A Natale scorso la mia famiglia è passata da mono-reddito a zero-reddito e Dio solo lo sa quanto faccio fatica ad accettare che per mandare avanti la casa, per vestire i figli e per le necessità di tutti i giorni debba attingere dagli acconti della liquidazione, il trattamento di fine rapporto che nel mio immaginario erano il tesoretto da tenersi da parte per la vecchiaia, per un imprevisto, per sposare una figlia!

Molti ti dicono “vai al Nord”, “vai all’estero” ma vi pare facile spostare di punto in bianco una famiglia radicata nel territorio, con i genitori anziani, con la rete di conoscenze, con la casa qui?

Ah la casa! Siamo usciti di casa il 6 Aprile 2009 e siamo rientrati ad Ottobre 2017: 8 anni e mezzo di attesa e tutti i nostri risparmi prosciugati! Ma come le case non le ricostruiva il governo? Sì, ma ad un certo punto della storia, per le nuove linee guida per il maggior risparmio sulla ricostruzione, la nostra casa è passata dal dover essere abbattuta e ricostruita al dover essere riparata e, per la nostra maggiore protezione, abbiamo scelto l’abbattimento volontario e ricostruzione con quota in accollo che, manco a dirlo, si è rivelato essere quasi il doppio di quanto era stato preventivato.

Col senno di poi era meglio non ricostruirla perché adesso, senza lavoro e con la prospettiva di dover levare le tende rappresenta più una zavorra. Le case te le tirano dietro qui ormai.

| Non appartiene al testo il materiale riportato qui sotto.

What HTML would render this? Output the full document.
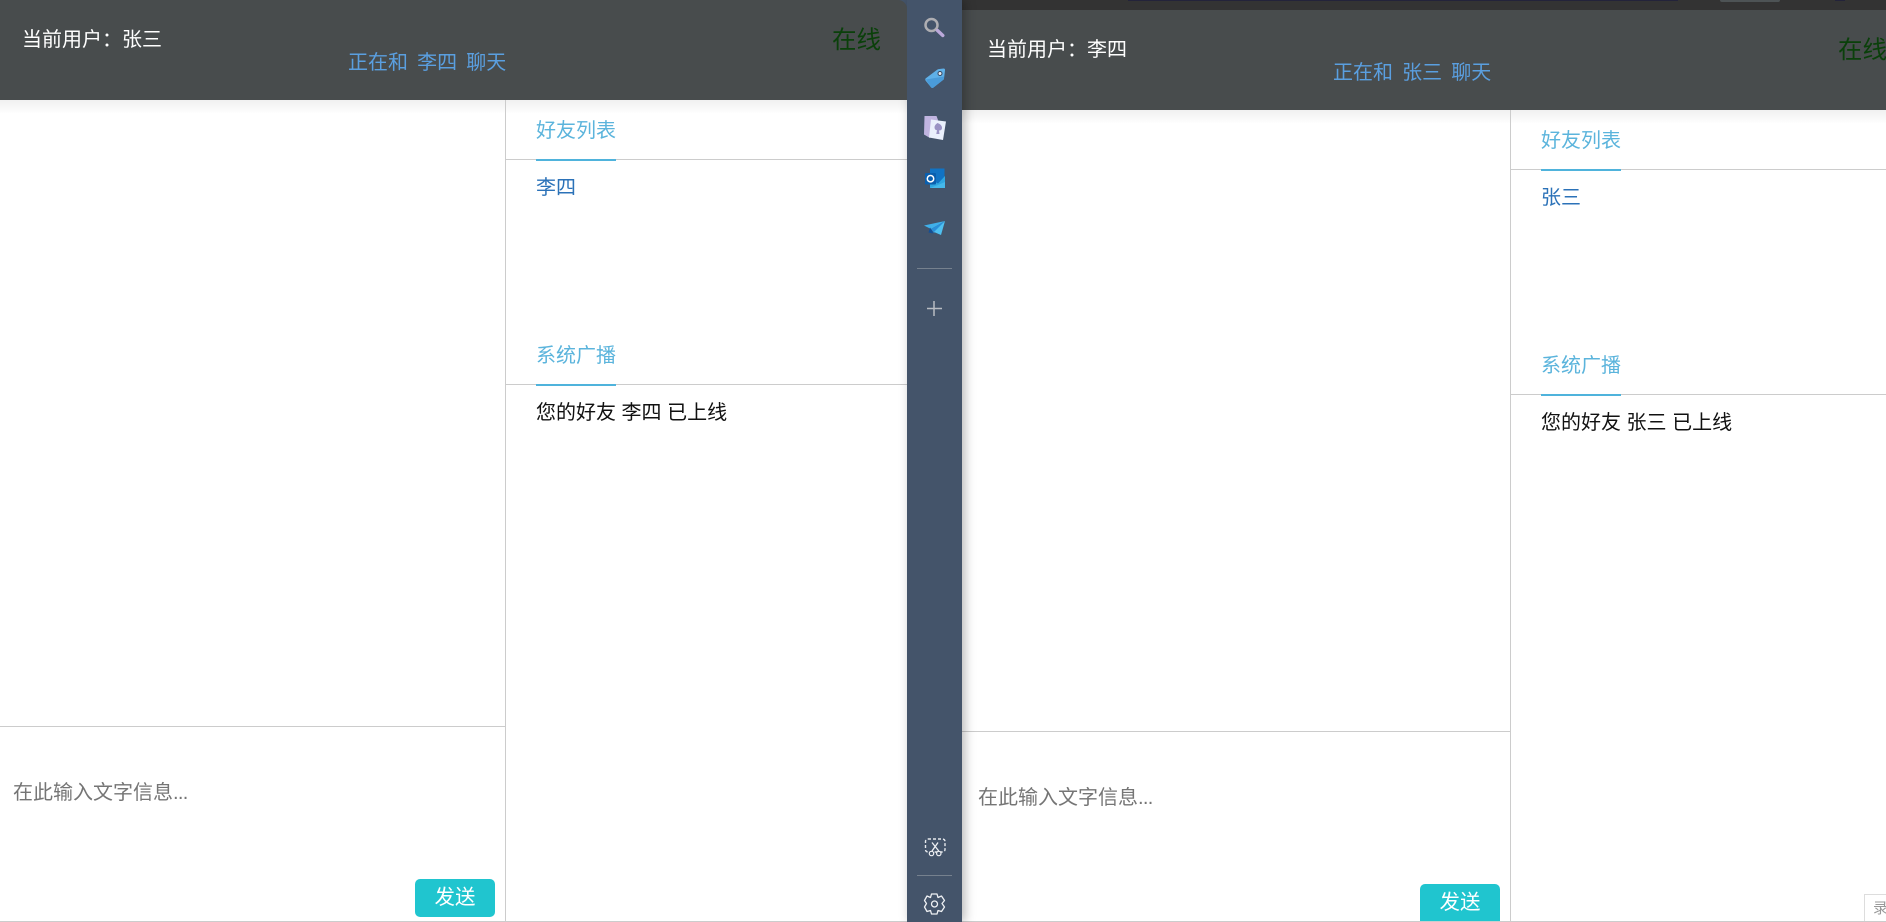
<!DOCTYPE html>
<html lang="zh"><head><meta charset="utf-8"><title>Chat</title>
<style>
html,body{margin:0;padding:0;width:1886px;height:922px;overflow:hidden;background:#fff}
body{font-family:"Liberation Sans","Noto Sans CJK SC",sans-serif;font-size:20px;position:relative}
.a{position:absolute;white-space:nowrap}
.t{line-height:28px;font-weight:400}
.h{background:#484c4d}
.l{background:#ccc}
.blue{color:#5bb4dc}
.u{background:#4fb3dc;height:2px;width:80px}
.g{word-spacing:-1px}
.d{letter-spacing:-.7px}
.btn{background:#20c5cf;border-radius:5px;color:#fff;text-align:center;width:80px;height:38px;line-height:38px;font-size:20.500px}
</style></head><body>
<!-- left pane -->
<div class="a" style="left:0;top:100px;width:907px;height:14px;background:linear-gradient(#f0f0f0,#fff);z-index:0"></div>
<div class="a" style="left:890px;top:0;width:20px;height:20px;background:#44546a;z-index:1"></div>
<div class="a h" style="left:0;top:0;width:907px;height:100px;border-radius:0 9px 0 0;z-index:2"></div>
<div class="a t" style="left:22px;top:26px;color:#fff;z-index:3">当前用户：张三</div>
<div class="a t g" style="left:348px;top:49px;color:#5a9fe0;z-index:3">正在和&nbsp;&nbsp;李四&nbsp;&nbsp;聊天</div>
<div class="a t" style="left:832px;top:27px;font-size:24.500px;color:#0a400a;z-index:3">在线</div>
<div class="a l" style="left:505px;top:100px;width:1px;height:822px"></div>
<div class="a t blue" style="left:536px;top:117px">好友列表</div>
<div class="a l" style="left:505px;top:159px;width:402px;height:1px"></div>
<div class="a u" style="left:536px;top:159px"></div>
<div class="a t" style="left:536px;top:174px;color:#2b72b8">李四</div>
<div class="a t blue" style="left:536px;top:342px">系统广播</div>
<div class="a l" style="left:505px;top:384px;width:402px;height:1px"></div>
<div class="a u" style="left:536px;top:384px"></div>
<div class="a t" style="left:536px;top:399px;color:#111">您的好友 李四 已上线</div>
<div class="a l" style="left:0;top:726px;width:505px;height:1px"></div>
<div class="a t" style="left:13px;top:779px;color:#757575">在此输入文字信息<span class="d">...</span></div>
<div class="a btn" style="left:415px;top:879px">发送</div>

<!-- right pane -->
<div class="a" style="left:962px;top:0;width:924px;height:10px;background:#333"></div>
<div class="a" style="left:1128px;top:0;width:550px;height:1px;background:#23233a"></div>
<div class="a" style="left:1720px;top:0;width:60px;height:2px;background:#4d5355;border-radius:0 0 8px 8px"></div>
<div class="a" style="left:1835px;top:0;width:10px;height:1px;background:#23233a"></div>
<div class="a" style="left:962px;top:110px;width:924px;height:14px;background:linear-gradient(#f0f0f0,#fff)"></div>
<div class="a h" style="left:962px;top:10px;width:924px;height:100px"></div>
<div class="a t" style="left:987px;top:36px;color:#fff">当前用户：李四</div>
<div class="a t g" style="left:1333px;top:59px;color:#5a9fe0">正在和&nbsp;&nbsp;张三&nbsp;&nbsp;聊天</div>
<div class="a t" style="left:1838px;top:37px;font-size:24.500px;color:#0a400a">在线</div>
<div class="a l" style="left:1510px;top:110px;width:1px;height:812px"></div>
<div class="a t blue" style="left:1541px;top:127px">好友列表</div>
<div class="a l" style="left:1510px;top:169px;width:376px;height:1px"></div>
<div class="a u" style="left:1541px;top:169px"></div>
<div class="a t" style="left:1541px;top:184px;color:#2b72b8">张三</div>
<div class="a t blue" style="left:1541px;top:352px">系统广播</div>
<div class="a l" style="left:1510px;top:394px;width:376px;height:1px"></div>
<div class="a u" style="left:1541px;top:394px"></div>
<div class="a t" style="left:1541px;top:409px;color:#111">您的好友 张三 已上线</div>
<div class="a l" style="left:962px;top:731px;width:548px;height:1px"></div>
<div class="a t" style="left:978px;top:784px;color:#757575">在此输入文字信息<span class="d">...</span></div>
<div class="a btn" style="left:1420px;top:884px;border-bottom:1px solid #1a86b8;height:37px;border-radius:5px 5px 0 0">发送</div>
<div class="a" style="left:1864px;top:894px;width:22px;height:28px;border:1px solid #ddd;border-right:0;box-sizing:border-box;font-size:15px;line-height:28px;color:#999;padding-left:8px;overflow:hidden;background:#fff">录</div>
<div class="a l" style="left:0;top:921px;width:1886px;height:1px;z-index:1"></div>

<!-- sidebar -->
<div class="a" style="left:907px;top:0;width:55px;height:922px;background:#44546a;z-index:1;box-shadow:3px 0 10px rgba(0,0,0,.28)"></div>
<svg class="a" style="left:907px;top:0;z-index:4" width="55" height="922" viewBox="907 0 55 922">
  <!-- search -->
  <circle cx="931.500" cy="25" r="6" fill="none" stroke="#aeaeb2" stroke-width="2.500"/>
  <path d="M937.500 30.500L942.800 35.500" stroke="#bba9da" stroke-width="3.400" stroke-linecap="round"/>
  <!-- tag -->
  <path d="M925.500 78.500L937.500 69.500Q938.500 69 939.500 69L943.500 68.500Q945.300 68.500 945 70.500L944 78.500Q944 79.500 943 80L933.500 87.500Q932 88.500 931 87.300L925.500 80.500Q925 79.500 925.500 78.500Z" fill="#5fb0e8"/>
  <path d="M925.800 79.500L944 76.500L944 78.500Q944 79.500 943 80L933.500 87.500Q932 88.500 931 87.300Z" fill="#4a9bd9"/>
  <circle cx="940" cy="73.500" r="2" fill="#e8edf4" stroke="#33445e" stroke-width="1"/>
  <!-- cards -->
  <path d="M924.500 116H936.500L938 120L930 138L924 134.500Z" fill="#c0b4e0"/>
  <path d="M931 119.500L946 121.500L943 140L929 137.500Z" fill="#eaf0fc"/>
  <path d="M937.500 123Q935 124.500 934.500 127Q934.500 130 937 130.300L936.300 134H939.500L939 130.500Q942 130.500 942 128Q942 124.500 937.500 123Z" fill="#9a93c4"/>
  <!-- outlook -->
  <path d="M930 168.500H944.500V188H930Z" fill="#1173c4"/>
  <path d="M930 179L938 183.500L945 176V188H930Z" fill="#2fa6e0"/>
  <path d="M930 188H945V182L938 185Z" fill="#45b8ea"/>
  <rect x="925" y="173" width="11" height="11.500" rx="1" fill="#0a5fae"/>
  <circle cx="930.500" cy="178.700" r="3.200" fill="none" stroke="#fff" stroke-width="1.500"/>
  <!-- plane -->
  <path d="M924 225.500L945 221L931 229Z" fill="#3fb0ea"/>
  <path d="M945 221L931 229L934 233Z" fill="#2a8fd8"/>
  <path d="M945 221L934 232L941 235Z" fill="#4fc0f0"/>
  <path d="M930 227.500L928.500 232.500L933.500 233.500L931 229Z" fill="#124f96"/>
  <!-- dividers -->
  <rect x="917" y="268" width="35" height="1" fill="#76818e"/>
  <path d="M934 301V316M927 308.500H942" stroke="#b8bcc2" stroke-width="1.500"/>
  <!-- screenshot -->
  <rect x="925.500" y="839" width="19.500" height="13" rx="2.500" fill="none" stroke="#e6e9ed" stroke-width="1.400" stroke-dasharray="3 2"/>
  <path d="M932 842.500L938.800 851M938 842.500L932 851" stroke="#eef0f3" stroke-width="1.300"/>
  <circle cx="931.500" cy="853.500" r="2.200" fill="#44546a" stroke="#eef0f3" stroke-width="1.200"/>
  <circle cx="938.800" cy="853.500" r="2.200" fill="#44546a" stroke="#eef0f3" stroke-width="1.200"/>
  <rect x="917" y="875" width="35" height="1" fill="#76818e"/>
  <!-- gear -->
  <path d="M931.500 894H937L938 897.500L941.500 896L944.500 900.500L942 903.500L944.500 907L941.500 911.500L938 910.500L937 914H931.500L930.500 910.500L927 911.500L924.500 907L926.500 903.500L924.500 900.500L927 896L930.500 897.500Z" fill="none" stroke="#eef0f3" stroke-width="1.300" stroke-linejoin="round"/>
  <circle cx="934.500" cy="904" r="3" fill="none" stroke="#eef0f3" stroke-width="1.300"/>
</svg>
</body></html>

Tante famiglie se sono già andate e tutta la città e il circondario è una lunga sequenza di cartelli “Vendesi”

Siamo 70 circa, è vero, siamo vecchiotti per l’attuale mondo del lavoro globalizzato che mastica e risputa giovani neolaureati e precari a ritmo frenetico e troppo giovani per smettere di lavorare, vorremmo rimanere in questa terra, siamo bravi e disposti a ricominciare.

Venite a trovarci, ci riconoscerete, abbiamo lo sguardo stanco di chi da 4 mesi sta in vetrina dentro un camper stazionato sotto il palazzo della Regione Abruzzo.

I padri costituenti erano illuminati e hanno voluto metterlo come primo articolo della Costituzione: “L’Italia è una Repubblica democratica, fondata sul lavoro”, il lavoro per tutti, prima che il reddito di cittadinanza, per restituire la dignità alle persone di buona volontà.